Data provided:

** begin **

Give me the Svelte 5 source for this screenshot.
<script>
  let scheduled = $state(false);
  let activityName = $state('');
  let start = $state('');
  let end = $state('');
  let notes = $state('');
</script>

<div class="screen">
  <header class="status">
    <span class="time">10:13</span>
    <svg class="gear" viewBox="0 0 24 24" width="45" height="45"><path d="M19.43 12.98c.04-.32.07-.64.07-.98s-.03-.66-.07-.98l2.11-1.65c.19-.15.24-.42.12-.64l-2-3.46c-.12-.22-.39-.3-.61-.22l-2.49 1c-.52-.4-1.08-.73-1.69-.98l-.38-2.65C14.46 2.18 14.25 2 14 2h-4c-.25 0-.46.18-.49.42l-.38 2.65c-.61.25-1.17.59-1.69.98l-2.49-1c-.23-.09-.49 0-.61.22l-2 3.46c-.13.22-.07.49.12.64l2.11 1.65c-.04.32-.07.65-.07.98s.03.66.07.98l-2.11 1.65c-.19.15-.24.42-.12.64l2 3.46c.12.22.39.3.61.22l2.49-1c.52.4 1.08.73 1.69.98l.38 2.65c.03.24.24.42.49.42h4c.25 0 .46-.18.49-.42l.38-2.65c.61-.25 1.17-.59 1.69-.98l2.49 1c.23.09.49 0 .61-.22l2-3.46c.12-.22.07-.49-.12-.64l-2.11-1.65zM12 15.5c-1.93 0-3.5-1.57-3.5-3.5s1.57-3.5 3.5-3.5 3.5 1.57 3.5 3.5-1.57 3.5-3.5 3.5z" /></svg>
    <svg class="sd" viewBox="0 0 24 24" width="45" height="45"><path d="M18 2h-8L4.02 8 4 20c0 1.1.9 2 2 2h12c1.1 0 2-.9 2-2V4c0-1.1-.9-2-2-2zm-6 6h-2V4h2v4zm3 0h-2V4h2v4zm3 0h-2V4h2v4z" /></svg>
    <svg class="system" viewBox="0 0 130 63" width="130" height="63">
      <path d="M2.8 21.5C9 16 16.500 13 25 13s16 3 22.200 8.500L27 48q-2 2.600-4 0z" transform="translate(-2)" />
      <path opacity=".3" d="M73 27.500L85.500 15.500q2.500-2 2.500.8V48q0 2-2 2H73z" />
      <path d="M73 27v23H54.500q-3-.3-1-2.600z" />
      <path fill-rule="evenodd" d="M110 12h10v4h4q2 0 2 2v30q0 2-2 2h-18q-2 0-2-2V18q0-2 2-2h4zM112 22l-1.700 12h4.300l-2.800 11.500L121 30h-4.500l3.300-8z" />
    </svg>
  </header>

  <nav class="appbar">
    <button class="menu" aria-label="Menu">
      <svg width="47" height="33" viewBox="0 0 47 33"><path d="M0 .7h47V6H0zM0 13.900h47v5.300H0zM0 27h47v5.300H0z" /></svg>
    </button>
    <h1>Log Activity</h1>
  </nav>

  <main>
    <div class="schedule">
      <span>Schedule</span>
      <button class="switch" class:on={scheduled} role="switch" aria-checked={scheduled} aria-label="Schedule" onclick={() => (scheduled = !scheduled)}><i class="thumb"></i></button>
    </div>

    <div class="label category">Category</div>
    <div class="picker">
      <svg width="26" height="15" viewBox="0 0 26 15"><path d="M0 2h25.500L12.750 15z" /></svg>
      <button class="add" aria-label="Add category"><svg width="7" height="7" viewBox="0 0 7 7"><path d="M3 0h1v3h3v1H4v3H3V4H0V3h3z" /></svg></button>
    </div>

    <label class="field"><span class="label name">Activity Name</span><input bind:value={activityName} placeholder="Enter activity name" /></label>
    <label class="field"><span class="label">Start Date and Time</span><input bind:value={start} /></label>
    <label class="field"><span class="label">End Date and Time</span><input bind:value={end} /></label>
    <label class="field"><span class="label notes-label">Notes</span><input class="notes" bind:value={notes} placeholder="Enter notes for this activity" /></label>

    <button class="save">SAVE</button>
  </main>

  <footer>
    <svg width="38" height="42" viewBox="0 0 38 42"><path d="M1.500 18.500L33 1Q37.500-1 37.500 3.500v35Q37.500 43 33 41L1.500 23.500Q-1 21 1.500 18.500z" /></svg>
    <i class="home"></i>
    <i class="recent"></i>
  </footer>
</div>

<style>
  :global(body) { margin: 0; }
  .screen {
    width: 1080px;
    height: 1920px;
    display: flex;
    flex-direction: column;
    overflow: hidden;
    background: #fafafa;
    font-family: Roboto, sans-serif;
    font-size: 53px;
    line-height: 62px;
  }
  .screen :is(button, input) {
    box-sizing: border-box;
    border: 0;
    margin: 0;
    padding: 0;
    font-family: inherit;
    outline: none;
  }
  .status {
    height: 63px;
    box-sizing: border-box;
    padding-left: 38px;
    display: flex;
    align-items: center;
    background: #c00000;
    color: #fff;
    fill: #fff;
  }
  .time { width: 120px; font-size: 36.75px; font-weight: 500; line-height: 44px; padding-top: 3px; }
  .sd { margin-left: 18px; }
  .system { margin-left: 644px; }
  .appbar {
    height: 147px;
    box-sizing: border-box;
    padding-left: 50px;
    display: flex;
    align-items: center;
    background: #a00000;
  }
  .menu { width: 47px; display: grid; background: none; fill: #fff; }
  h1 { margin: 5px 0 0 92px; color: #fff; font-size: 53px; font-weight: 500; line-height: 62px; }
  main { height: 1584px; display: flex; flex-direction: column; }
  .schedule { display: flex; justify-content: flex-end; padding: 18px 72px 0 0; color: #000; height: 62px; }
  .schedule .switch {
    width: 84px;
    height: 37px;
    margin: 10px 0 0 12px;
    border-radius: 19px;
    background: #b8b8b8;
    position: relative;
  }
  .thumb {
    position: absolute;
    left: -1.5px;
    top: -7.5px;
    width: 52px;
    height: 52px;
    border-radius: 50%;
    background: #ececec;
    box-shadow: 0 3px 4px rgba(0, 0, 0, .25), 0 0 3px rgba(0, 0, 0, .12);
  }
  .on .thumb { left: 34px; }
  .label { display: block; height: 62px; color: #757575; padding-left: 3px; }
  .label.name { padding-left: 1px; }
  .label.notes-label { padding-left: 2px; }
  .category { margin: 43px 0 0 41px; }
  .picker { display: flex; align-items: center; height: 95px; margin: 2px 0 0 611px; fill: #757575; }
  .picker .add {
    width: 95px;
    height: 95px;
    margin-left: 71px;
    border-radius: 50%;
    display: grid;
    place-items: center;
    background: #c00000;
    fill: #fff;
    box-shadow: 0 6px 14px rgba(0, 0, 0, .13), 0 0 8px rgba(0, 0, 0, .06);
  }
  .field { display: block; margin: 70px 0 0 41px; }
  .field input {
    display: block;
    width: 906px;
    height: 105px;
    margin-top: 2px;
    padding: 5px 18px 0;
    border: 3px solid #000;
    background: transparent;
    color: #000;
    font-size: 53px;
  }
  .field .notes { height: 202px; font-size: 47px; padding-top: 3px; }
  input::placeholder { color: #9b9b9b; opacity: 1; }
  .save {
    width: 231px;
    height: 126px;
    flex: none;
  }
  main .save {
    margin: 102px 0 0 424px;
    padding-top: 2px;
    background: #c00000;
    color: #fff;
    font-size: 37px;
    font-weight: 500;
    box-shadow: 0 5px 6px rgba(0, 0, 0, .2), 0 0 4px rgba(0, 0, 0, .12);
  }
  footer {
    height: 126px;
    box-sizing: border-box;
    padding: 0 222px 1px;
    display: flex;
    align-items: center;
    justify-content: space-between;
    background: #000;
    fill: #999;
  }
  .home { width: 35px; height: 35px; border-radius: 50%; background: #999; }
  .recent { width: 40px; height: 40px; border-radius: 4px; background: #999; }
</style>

** end **

Output the lines above verbatim and in full.

Expected output:
Give me the Svelte 5 source for this screenshot.
<script>
  let scheduled = $state(false);
  let activityName = $state('');
  let start = $state('');
  let end = $state('');
  let notes = $state('');
</script>

<div class="screen">
  <header class="status">
    <span class="time">10:13</span>
    <svg class="gear" viewBox="0 0 24 24" width="45" height="45"><path d="M19.43 12.98c.04-.32.07-.64.07-.98s-.03-.66-.07-.98l2.11-1.65c.19-.15.24-.42.12-.64l-2-3.46c-.12-.22-.39-.3-.61-.22l-2.49 1c-.52-.4-1.08-.73-1.69-.98l-.38-2.65C14.46 2.18 14.25 2 14 2h-4c-.25 0-.46.18-.49.42l-.38 2.65c-.61.25-1.17.59-1.69.98l-2.49-1c-.23-.09-.49 0-.61.22l-2 3.46c-.13.22-.07.49.12.64l2.11 1.65c-.04.32-.07.65-.07.98s.03.66.07.98l-2.11 1.65c-.19.15-.24.42-.12.64l2 3.46c.12.22.39.3.61.22l2.49-1c.52.4 1.08.73 1.69.98l.38 2.65c.03.24.24.42.49.42h4c.25 0 .46-.18.49-.42l.38-2.65c.61-.25 1.17-.59 1.69-.98l2.49 1c.23.09.49 0 .61-.22l2-3.46c.12-.22.07-.49-.12-.64l-2.11-1.65zM12 15.5c-1.93 0-3.5-1.57-3.5-3.5s1.57-3.5 3.5-3.5 3.5 1.57 3.5 3.5-1.57 3.5-3.5 3.5z" /></svg>
    <svg class="sd" viewBox="0 0 24 24" width="45" height="45"><path d="M18 2h-8L4.02 8 4 20c0 1.1.9 2 2 2h12c1.1 0 2-.9 2-2V4c0-1.1-.9-2-2-2zm-6 6h-2V4h2v4zm3 0h-2V4h2v4zm3 0h-2V4h2v4z" /></svg>
    <svg class="system" viewBox="0 0 130 63" width="130" height="63">
      <path d="M2.8 21.5C9 16 16.500 13 25 13s16 3 22.200 8.500L27 48q-2 2.600-4 0z" transform="translate(-2)" />
      <path opacity=".3" d="M73 27.500L85.500 15.500q2.500-2 2.500.8V48q0 2-2 2H73z" />
      <path d="M73 27v23H54.500q-3-.3-1-2.600z" />
      <path fill-rule="evenodd" d="M110 12h10v4h4q2 0 2 2v30q0 2-2 2h-18q-2 0-2-2V18q0-2 2-2h4zM112 22l-1.700 12h4.300l-2.800 11.500L121 30h-4.500l3.300-8z" />
    </svg>
  </header>

  <nav class="appbar">
    <button class="menu" aria-label="Menu">
      <svg width="47" height="33" viewBox="0 0 47 33"><path d="M0 .7h47V6H0zM0 13.900h47v5.300H0zM0 27h47v5.300H0z" /></svg>
    </button>
    <h1>Log Activity</h1>
  </nav>

  <main>
    <div class="schedule">
      <span>Schedule</span>
      <button class="switch" class:on={scheduled} role="switch" aria-checked={scheduled} aria-label="Schedule" onclick={() => (scheduled = !scheduled)}><i class="thumb"></i></button>
    </div>

    <div class="label category">Category</div>
    <div class="picker">
      <svg width="26" height="15" viewBox="0 0 26 15"><path d="M0 2h25.500L12.750 15z" /></svg>
      <button class="add" aria-label="Add category"><svg width="7" height="7" viewBox="0 0 7 7"><path d="M3 0h1v3h3v1H4v3H3V4H0V3h3z" /></svg></button>
    </div>

    <label class="field"><span class="label name">Activity Name</span><input bind:value={activityName} placeholder="Enter activity name" /></label>
    <label class="field"><span class="label">Start Date and Time</span><input bind:value={start} /></label>
    <label class="field"><span class="label">End Date and Time</span><input bind:value={end} /></label>
    <label class="field"><span class="label notes-label">Notes</span><input class="notes" bind:value={notes} placeholder="Enter notes for this activity" /></label>

    <button class="save">SAVE</button>
  </main>

  <footer>
    <svg width="38" height="42" viewBox="0 0 38 42"><path d="M1.500 18.500L33 1Q37.500-1 37.500 3.500v35Q37.500 43 33 41L1.500 23.500Q-1 21 1.500 18.500z" /></svg>
    <i class="home"></i>
    <i class="recent"></i>
  </footer>
</div>

<style>
  :global(body) { margin: 0; }
  .screen {
    width: 1080px;
    height: 1920px;
    display: flex;
    flex-direction: column;
    overflow: hidden;
    background: #fafafa;
    font-family: Roboto, sans-serif;
    font-size: 53px;
    line-height: 62px;
  }
  .screen :is(button, input) {
    box-sizing: border-box;
    border: 0;
    margin: 0;
    padding: 0;
    font-family: inherit;
    outline: none;
  }
  .status {
    height: 63px;
    box-sizing: border-box;
    padding-left: 38px;
    display: flex;
    align-items: center;
    background: #c00000;
    color: #fff;
    fill: #fff;
  }
  .time { width: 120px; font-size: 36.75px; font-weight: 500; line-height: 44px; padding-top: 3px; }
  .sd { margin-left: 18px; }
  .system { margin-left: 644px; }
  .appbar {
    height: 147px;
    box-sizing: border-box;
    padding-left: 50px;
    display: flex;
    align-items: center;
    background: #a00000;
  }
  .menu { width: 47px; display: grid; background: none; fill: #fff; }
  h1 { margin: 5px 0 0 92px; color: #fff; font-size: 53px; font-weight: 500; line-height: 62px; }
  main { height: 1584px; display: flex; flex-direction: column; }
  .schedule { display: flex; justify-content: flex-end; padding: 18px 72px 0 0; color: #000; height: 62px; }
  .schedule .switch {
    width: 84px;
    height: 37px;
    margin: 10px 0 0 12px;
    border-radius: 19px;
    background: #b8b8b8;
    position: relative;
  }
  .thumb {
    position: absolute;
    left: -1.5px;
    top: -7.5px;
    width: 52px;
    height: 52px;
    border-radius: 50%;
    background: #ececec;
    box-shadow: 0 3px 4px rgba(0, 0, 0, .25), 0 0 3px rgba(0, 0, 0, .12);
  }
  .on .thumb { left: 34px; }
  .label { display: block; height: 62px; color: #757575; padding-left: 3px; }
  .label.name { padding-left: 1px; }
  .label.notes-label { padding-left: 2px; }
  .category { margin: 43px 0 0 41px; }
  .picker { display: flex; align-items: center; height: 95px; margin: 2px 0 0 611px; fill: #757575; }
  .picker .add {
    width: 95px;
    height: 95px;
    margin-left: 71px;
    border-radius: 50%;
    display: grid;
    place-items: center;
    background: #c00000;
    fill: #fff;
    box-shadow: 0 6px 14px rgba(0, 0, 0, .13), 0 0 8px rgba(0, 0, 0, .06);
  }
  .field { display: block; margin: 70px 0 0 41px; }
  .field input {
    display: block;
    width: 906px;
    height: 105px;
    margin-top: 2px;
    padding: 5px 18px 0;
    border: 3px solid #000;
    background: transparent;
    color: #000;
    font-size: 53px;
  }
  .field .notes { height: 202px; font-size: 47px; padding-top: 3px; }
  input::placeholder { color: #9b9b9b; opacity: 1; }
  .save {
    width: 231px;
    height: 126px;
    flex: none;
  }
  main .save {
    margin: 102px 0 0 424px;
    padding-top: 2px;
    background: #c00000;
    color: #fff;
    font-size: 37px;
    font-weight: 500;
    box-shadow: 0 5px 6px rgba(0, 0, 0, .2), 0 0 4px rgba(0, 0, 0, .12);
  }
  footer {
    height: 126px;
    box-sizing: border-box;
    padding: 0 222px 1px;
    display: flex;
    align-items: center;
    justify-content: space-between;
    background: #000;
    fill: #999;
  }
  .home { width: 35px; height: 35px; border-radius: 50%; background: #999; }
  .recent { width: 40px; height: 40px; border-radius: 4px; background: #999; }
</style>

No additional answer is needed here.